--- DATA SEGMENT ---
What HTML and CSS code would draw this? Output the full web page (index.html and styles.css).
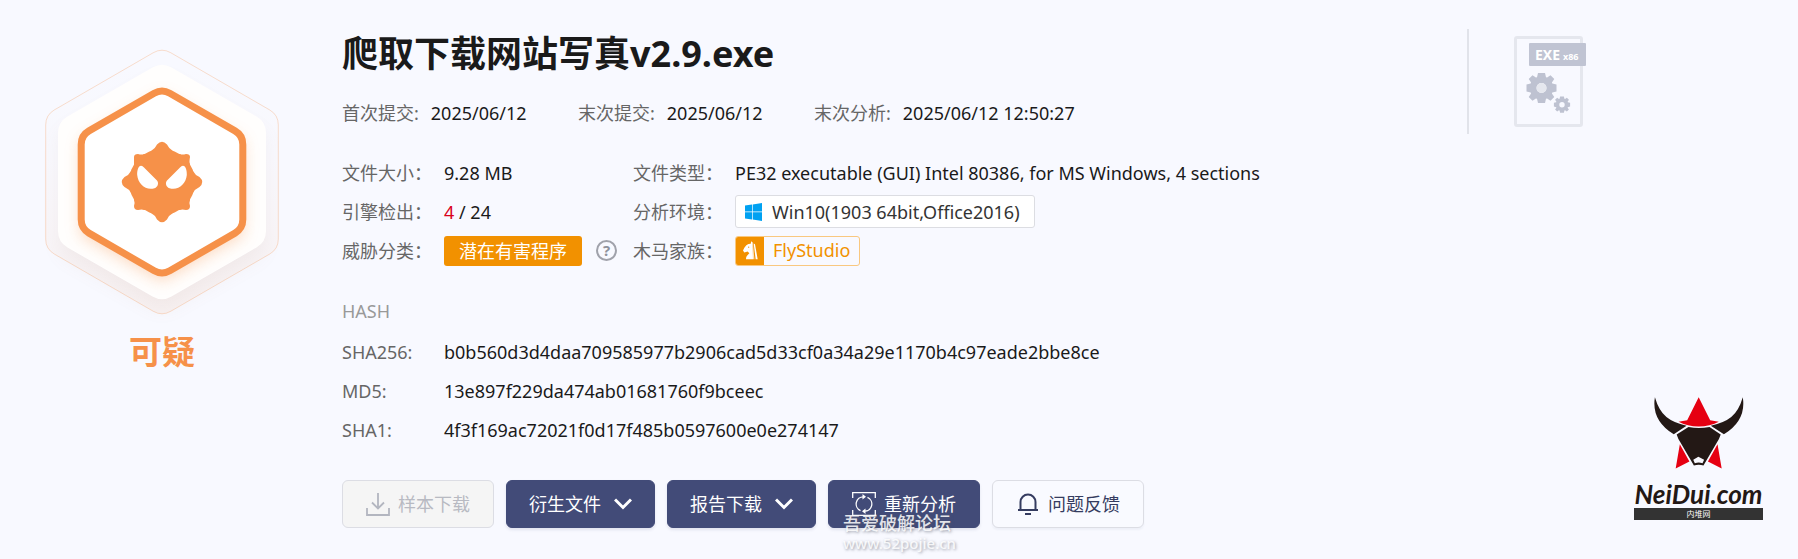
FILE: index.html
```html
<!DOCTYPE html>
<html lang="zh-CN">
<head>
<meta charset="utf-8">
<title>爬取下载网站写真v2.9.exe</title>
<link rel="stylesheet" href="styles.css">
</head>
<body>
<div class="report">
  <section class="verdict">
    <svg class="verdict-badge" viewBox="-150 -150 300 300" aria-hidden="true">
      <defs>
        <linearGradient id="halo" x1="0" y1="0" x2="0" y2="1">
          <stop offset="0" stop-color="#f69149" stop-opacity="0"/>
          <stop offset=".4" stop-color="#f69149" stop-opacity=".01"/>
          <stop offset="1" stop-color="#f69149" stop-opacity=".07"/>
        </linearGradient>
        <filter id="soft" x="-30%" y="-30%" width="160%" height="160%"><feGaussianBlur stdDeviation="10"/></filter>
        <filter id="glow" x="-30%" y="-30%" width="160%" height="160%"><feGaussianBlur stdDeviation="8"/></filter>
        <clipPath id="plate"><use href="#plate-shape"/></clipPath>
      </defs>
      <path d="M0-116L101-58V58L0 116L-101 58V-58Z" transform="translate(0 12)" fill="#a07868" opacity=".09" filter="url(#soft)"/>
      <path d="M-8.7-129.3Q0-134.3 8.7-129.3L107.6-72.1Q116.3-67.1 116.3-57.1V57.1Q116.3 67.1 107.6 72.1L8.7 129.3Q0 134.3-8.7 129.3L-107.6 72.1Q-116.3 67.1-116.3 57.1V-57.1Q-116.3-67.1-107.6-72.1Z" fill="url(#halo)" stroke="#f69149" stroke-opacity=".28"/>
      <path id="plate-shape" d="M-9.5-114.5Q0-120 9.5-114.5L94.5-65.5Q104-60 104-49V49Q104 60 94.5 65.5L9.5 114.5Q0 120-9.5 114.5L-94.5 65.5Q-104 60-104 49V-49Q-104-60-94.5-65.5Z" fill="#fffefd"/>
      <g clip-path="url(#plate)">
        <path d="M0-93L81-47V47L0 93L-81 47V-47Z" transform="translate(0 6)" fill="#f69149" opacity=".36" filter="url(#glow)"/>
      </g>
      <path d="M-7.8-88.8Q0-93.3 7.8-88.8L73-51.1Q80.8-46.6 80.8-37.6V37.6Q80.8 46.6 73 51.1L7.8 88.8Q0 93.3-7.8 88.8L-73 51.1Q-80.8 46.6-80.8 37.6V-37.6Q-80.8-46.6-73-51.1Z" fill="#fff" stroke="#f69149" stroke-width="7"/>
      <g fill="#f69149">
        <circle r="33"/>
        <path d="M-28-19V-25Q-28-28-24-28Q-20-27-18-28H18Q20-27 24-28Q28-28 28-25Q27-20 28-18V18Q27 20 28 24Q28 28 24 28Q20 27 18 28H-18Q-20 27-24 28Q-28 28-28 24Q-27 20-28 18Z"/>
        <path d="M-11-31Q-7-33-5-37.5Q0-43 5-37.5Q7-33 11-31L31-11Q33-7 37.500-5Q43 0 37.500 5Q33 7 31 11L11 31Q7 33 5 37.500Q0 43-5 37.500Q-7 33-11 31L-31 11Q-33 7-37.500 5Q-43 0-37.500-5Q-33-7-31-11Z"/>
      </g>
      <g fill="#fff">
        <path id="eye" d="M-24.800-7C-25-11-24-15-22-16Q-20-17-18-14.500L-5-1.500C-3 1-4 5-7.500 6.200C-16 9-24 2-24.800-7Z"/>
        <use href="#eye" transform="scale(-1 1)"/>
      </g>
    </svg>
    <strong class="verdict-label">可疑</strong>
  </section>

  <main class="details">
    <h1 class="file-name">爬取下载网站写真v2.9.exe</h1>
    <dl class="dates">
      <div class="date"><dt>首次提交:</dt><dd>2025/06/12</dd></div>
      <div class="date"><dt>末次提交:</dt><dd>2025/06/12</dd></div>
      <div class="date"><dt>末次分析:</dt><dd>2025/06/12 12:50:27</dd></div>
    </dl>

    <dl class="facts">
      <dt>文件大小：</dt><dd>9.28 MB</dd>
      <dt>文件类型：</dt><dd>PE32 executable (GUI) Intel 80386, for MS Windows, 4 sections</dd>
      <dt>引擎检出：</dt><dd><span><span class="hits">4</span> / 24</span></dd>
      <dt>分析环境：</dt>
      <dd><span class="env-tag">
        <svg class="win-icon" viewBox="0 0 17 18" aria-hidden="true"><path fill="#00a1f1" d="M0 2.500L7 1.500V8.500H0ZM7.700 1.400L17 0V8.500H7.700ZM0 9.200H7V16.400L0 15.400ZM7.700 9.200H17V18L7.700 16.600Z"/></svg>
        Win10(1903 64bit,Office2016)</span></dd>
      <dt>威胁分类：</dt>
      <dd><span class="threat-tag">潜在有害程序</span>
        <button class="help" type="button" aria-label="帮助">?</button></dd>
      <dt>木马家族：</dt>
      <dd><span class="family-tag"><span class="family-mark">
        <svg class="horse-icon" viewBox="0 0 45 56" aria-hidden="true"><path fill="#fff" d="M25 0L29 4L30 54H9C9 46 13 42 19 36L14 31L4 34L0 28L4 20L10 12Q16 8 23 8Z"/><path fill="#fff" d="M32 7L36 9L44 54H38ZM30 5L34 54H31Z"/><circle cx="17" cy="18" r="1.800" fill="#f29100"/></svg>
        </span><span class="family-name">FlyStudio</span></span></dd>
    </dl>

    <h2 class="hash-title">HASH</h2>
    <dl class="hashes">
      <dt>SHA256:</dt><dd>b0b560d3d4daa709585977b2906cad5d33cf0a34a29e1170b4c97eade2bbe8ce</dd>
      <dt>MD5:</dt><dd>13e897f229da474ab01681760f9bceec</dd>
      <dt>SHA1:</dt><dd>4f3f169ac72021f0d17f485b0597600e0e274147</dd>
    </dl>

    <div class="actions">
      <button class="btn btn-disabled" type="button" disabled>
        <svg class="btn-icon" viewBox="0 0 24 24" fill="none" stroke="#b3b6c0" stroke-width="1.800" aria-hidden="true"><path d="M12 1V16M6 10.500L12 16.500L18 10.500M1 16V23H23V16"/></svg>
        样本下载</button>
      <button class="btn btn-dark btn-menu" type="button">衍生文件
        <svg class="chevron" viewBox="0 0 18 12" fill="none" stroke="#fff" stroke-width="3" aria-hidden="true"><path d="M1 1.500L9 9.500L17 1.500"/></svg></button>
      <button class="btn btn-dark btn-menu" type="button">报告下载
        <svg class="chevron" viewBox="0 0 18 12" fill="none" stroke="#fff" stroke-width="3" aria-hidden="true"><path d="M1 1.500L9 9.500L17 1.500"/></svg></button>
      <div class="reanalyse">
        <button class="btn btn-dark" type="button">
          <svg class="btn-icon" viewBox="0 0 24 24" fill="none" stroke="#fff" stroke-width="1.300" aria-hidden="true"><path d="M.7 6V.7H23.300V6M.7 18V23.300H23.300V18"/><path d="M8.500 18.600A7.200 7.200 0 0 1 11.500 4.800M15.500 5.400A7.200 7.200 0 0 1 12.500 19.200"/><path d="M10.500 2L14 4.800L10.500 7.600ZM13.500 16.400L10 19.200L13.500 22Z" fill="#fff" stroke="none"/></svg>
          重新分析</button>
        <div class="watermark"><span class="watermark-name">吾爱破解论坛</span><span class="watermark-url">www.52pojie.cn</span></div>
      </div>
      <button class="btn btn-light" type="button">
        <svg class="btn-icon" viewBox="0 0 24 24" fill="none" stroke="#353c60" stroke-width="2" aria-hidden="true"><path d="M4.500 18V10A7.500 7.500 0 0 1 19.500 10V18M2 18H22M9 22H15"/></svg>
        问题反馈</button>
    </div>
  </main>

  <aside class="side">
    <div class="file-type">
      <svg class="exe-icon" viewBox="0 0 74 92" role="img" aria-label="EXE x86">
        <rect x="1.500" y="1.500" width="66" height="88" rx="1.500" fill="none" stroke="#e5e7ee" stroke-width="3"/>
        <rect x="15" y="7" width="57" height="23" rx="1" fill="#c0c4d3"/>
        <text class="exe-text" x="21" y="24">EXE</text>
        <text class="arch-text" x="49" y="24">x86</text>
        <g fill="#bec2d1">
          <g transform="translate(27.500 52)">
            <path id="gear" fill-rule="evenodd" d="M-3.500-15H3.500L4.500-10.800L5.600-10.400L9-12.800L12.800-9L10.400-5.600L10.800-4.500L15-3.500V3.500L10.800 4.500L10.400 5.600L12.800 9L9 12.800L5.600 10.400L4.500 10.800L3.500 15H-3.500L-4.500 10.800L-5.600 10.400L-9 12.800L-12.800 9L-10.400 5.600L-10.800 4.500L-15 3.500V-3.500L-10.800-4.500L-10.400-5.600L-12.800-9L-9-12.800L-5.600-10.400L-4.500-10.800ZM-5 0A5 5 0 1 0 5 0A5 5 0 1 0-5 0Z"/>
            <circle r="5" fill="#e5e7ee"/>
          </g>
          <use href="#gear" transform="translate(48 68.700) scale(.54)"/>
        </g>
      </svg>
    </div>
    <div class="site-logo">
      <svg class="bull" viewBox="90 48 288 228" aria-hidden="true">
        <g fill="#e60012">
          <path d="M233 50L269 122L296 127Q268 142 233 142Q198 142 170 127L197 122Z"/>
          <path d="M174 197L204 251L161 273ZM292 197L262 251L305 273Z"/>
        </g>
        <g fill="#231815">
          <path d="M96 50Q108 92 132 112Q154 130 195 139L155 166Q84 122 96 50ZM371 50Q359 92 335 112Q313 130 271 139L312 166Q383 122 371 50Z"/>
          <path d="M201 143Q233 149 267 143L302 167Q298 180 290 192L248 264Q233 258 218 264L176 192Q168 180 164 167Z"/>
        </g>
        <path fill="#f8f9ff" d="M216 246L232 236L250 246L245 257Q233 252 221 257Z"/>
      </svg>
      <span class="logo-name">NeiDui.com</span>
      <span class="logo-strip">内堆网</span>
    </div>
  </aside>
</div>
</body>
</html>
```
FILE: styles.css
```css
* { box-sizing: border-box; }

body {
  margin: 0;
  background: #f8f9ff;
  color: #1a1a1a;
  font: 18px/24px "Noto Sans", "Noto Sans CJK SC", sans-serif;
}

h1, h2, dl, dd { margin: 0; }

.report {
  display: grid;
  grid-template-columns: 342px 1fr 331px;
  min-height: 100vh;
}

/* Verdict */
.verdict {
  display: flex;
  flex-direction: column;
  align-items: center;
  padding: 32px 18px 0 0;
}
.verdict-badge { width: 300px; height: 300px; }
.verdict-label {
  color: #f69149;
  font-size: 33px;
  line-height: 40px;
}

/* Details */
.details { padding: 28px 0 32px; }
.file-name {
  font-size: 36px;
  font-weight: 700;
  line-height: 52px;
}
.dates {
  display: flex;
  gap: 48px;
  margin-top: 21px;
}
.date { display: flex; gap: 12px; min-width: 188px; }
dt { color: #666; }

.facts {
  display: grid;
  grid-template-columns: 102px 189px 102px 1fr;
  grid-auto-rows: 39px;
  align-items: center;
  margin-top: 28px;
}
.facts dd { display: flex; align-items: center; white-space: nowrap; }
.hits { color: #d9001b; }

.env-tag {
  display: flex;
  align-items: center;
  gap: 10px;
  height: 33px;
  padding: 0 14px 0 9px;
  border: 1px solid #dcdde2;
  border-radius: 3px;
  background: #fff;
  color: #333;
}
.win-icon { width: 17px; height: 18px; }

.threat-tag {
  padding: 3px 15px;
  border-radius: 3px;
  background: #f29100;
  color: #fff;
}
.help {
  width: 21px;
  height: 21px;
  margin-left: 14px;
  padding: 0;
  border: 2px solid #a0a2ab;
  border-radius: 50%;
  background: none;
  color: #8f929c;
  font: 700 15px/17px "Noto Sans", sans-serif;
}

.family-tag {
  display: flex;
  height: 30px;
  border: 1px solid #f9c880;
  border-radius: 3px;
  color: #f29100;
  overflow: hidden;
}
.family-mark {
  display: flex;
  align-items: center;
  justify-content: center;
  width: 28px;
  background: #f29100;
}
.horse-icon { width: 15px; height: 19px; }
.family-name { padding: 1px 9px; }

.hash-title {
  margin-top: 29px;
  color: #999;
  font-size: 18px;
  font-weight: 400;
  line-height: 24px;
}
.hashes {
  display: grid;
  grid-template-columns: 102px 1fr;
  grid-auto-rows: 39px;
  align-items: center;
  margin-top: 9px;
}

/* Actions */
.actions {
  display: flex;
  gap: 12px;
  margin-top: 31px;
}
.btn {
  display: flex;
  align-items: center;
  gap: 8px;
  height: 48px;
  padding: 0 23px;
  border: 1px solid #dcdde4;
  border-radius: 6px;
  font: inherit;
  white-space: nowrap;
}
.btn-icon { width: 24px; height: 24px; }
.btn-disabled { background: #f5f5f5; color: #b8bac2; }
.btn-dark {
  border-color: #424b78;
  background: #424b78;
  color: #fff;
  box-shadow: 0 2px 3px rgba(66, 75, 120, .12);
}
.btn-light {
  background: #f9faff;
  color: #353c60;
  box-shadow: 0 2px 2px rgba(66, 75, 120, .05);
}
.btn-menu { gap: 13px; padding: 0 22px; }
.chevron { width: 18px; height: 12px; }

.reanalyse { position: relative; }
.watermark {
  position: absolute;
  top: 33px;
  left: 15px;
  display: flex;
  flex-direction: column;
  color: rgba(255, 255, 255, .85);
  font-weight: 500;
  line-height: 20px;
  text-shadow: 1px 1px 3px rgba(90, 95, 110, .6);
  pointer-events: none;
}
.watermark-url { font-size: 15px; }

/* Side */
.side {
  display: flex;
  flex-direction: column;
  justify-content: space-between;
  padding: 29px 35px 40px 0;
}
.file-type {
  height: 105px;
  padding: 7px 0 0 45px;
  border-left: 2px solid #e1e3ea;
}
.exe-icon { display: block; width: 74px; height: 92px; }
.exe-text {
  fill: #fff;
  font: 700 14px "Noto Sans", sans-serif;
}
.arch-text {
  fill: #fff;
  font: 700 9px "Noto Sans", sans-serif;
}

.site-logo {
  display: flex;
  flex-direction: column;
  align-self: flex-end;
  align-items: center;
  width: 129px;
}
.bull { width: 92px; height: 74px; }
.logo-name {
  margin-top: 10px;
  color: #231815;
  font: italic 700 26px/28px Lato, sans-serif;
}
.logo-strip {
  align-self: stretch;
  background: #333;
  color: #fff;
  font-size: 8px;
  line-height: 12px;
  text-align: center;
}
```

--- WHAT THE TASK ASKS ---
From the data above, copy out every line with the string "styles" in it.

--- FINISHED ANSWER ---
What HTML and CSS code would draw this? Output the full web page (index.html and styles.css).
<link rel="stylesheet" href="styles.css">
FILE: styles.css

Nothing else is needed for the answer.